Efficient Adjoint Matching for Fine-tuning Diffusion Models

Reward fine-tuning has become a common approach for aligning pretrained diffusion and flow models with human preferences in text-to-image generation. Among reward-gradient-based methods, Adjoint Matching (AM) provides a principled formulation by casting reward fine-tuning as a stochastic optimal control (SOC) problem. However, AM inevitably requires a substantial computational cost: it requires (i) stochastic simulation of full generative trajectories under memoryless dynamics, resulting in a large number of function evaluations, and (ii) backward ODE simulation of the adjoint state along each sampled trajectory. In this work, we observe that both bottlenecks are closely tied to the \textit{non-trivial base drift} inherited from the pretrained model.
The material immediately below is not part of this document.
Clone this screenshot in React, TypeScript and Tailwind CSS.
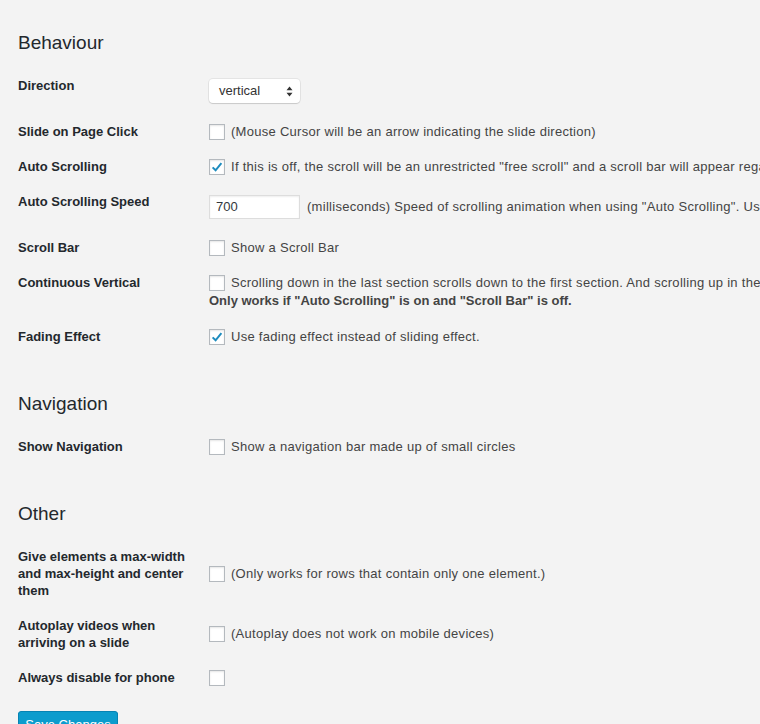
import React from 'react';

const font = { fontFamily: '"Liberation Sans", Arial, sans-serif' };

const Checkbox: React.FC<{ checked?: boolean }> = ({ checked }) => (
  <span className="inline-flex h-4 w-4 shrink-0 items-center justify-center border border-[#b4b9be] bg-white shadow-[inset_0_1px_2px_rgba(0,0,0,0.1)]">
    {checked && (
      <svg width="14" height="14" viewBox="0 0 14 14">
        <path d="M2.6 7.4 L5.6 10.3 L11.4 3.2" fill="none" stroke="#1e8cbe" strokeWidth="2" />
      </svg>
    )}
  </span>
);

const Row: React.FC<{ label: React.ReactNode; children: React.ReactNode; center?: boolean }> = ({
  label,
  children,
  center,
}) => (
  <div className={`flex py-[9px] ${center ? 'items-center' : 'items-start'}`}>
    <div className="w-[191px] shrink-0 pr-[10px] text-[13px] leading-[17px] font-bold text-[#23282d]">
      {label}
    </div>
    <div className="flex-1 whitespace-nowrap text-[13px] leading-[18px] tracking-[0.28px] text-[#444]">
      {children}
    </div>
  </div>
);

const CheckLine: React.FC<{ checked?: boolean; text?: string }> = ({ checked, text }) => (
  <div className="flex h-[17px] items-center gap-[6px]">
    <Checkbox checked={checked} />
    {text && <span>{text}</span>}
  </div>
);

const Heading: React.FC<{ children: React.ReactNode }> = ({ children }) => (
  <h2 className="mb-3 text-[19px] leading-[27px] font-normal text-[#23282d]">{children}</h2>
);

export default function App() {
  return (
    <div style={font} className="h-[724px] w-[760px] overflow-hidden bg-[#f3f3f3] pl-[18px] pt-[29px]">
      <Heading>Behaviour</Heading>
      <Row label="Direction">
        <div className="my-[2px] flex h-6 w-[91px] items-center justify-between rounded-[4px] bg-white pl-[10px] pr-[7px] tracking-normal text-[#333] shadow-[0_0_0_1px_rgba(0,0,0,0.06),0_1px_1px_rgba(0,0,0,0.12)]">
          <span>vertical</span>
          <svg width="7" height="11" viewBox="0 0 7 11">
            <path d="M3.5 0.5 L6.5 4.3 L0.5 4.3 Z M3.5 10.5 L6.5 6.7 L0.5 6.7 Z" fill="#333" />
          </svg>
        </div>
      </Row>
      <Row label="Slide on Page Click">
        <CheckLine text="(Mouse Cursor will be an arrow indicating the slide direction)" />
      </Row>
      <Row label="Auto Scrolling">
        <CheckLine
          checked
          text={'If this is off, the scroll will be an unrestricted "free scroll" and a scroll bar will appear regardless of the "Scroll Bar" setting.'}
        />
      </Row>
      <Row label="Auto Scrolling Speed">
        <div className="my-[2px] flex items-center gap-[7px]">
          <div className="flex h-6 w-[91px] shrink-0 items-center border border-[#ddd] bg-white pl-[6px] tracking-normal text-[#32373c] shadow-[inset_0_1px_2px_rgba(0,0,0,0.07)]">
            700
          </div>
          <span>{'(milliseconds) Speed of scrolling animation when using "Auto Scrolling". Using a higher value will slow down the animation.'}</span>
        </div>
      </Row>
      <Row label="Scroll Bar">
        <CheckLine text="Show a Scroll Bar" />
      </Row>
      <Row label="Continuous Vertical">
        <div className="flex h-[18px] items-center gap-[6px]">
          <Checkbox />
          <span>
            Scrolling down in the last section scrolls down to the first section. And scrolling up in the first section scrolls up to the last section.
          </span>
        </div>
        <div className="font-bold tracking-normal">{'Only works if "Auto Scrolling" is on and "Scroll Bar" is off.'}</div>
      </Row>
      <Row label="Fading Effect">
        <CheckLine checked text="Use fading effect instead of sliding effect." />
      </Row>

      <div className="mt-9">
        <Heading>Navigation</Heading>
        <Row label="Show Navigation">
          <CheckLine text="Show a navigation bar made up of small circles" />
        </Row>
      </div>

      <div className="mt-9">
        <Heading>Other</Heading>
        <Row label="Give elements a max-width and max-height and center them" center>
          <CheckLine text="(Only works for rows that contain only one element.)" />
        </Row>
        <Row label="Autoplay videos when arriving on a slide" center>
          <CheckLine text="(Autoplay does not work on mobile devices)" />
        </Row>
        <Row label="Always disable for phone">
          <CheckLine />
        </Row>
      </div>

      <button className="mt-[16px] h-7 w-[100px] rounded-[3px] border border-[#0683b3] bg-[#0c9ccd] text-[13px] leading-[26px] text-white shadow-[0_1px_0_#0073aa]">
        Save Changes
      </button>
    </div>
  );
}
Motivated by this observation, we propose \textbf{Efficient Adjoint Matching (EAM)}, which substantially improves training efficiency by reformulating the SOC problem with a \textit{linear base drift} and a correspondingly modified \textit{terminal cost}. This reformulation removes both sources of inefficiency; it enables training-time sampling with a few-step deterministic ODE solver and yields a closed-form adjoint solution that eliminates backward adjoint simulation. On standard text-to-image reward fine-tuning benchmarks, EAM converges up to 4x faster than AM and matches or surpasses it across various metrics including PickScore, ImageReward, HPSv2.1, CLIPScore and Aesthetics.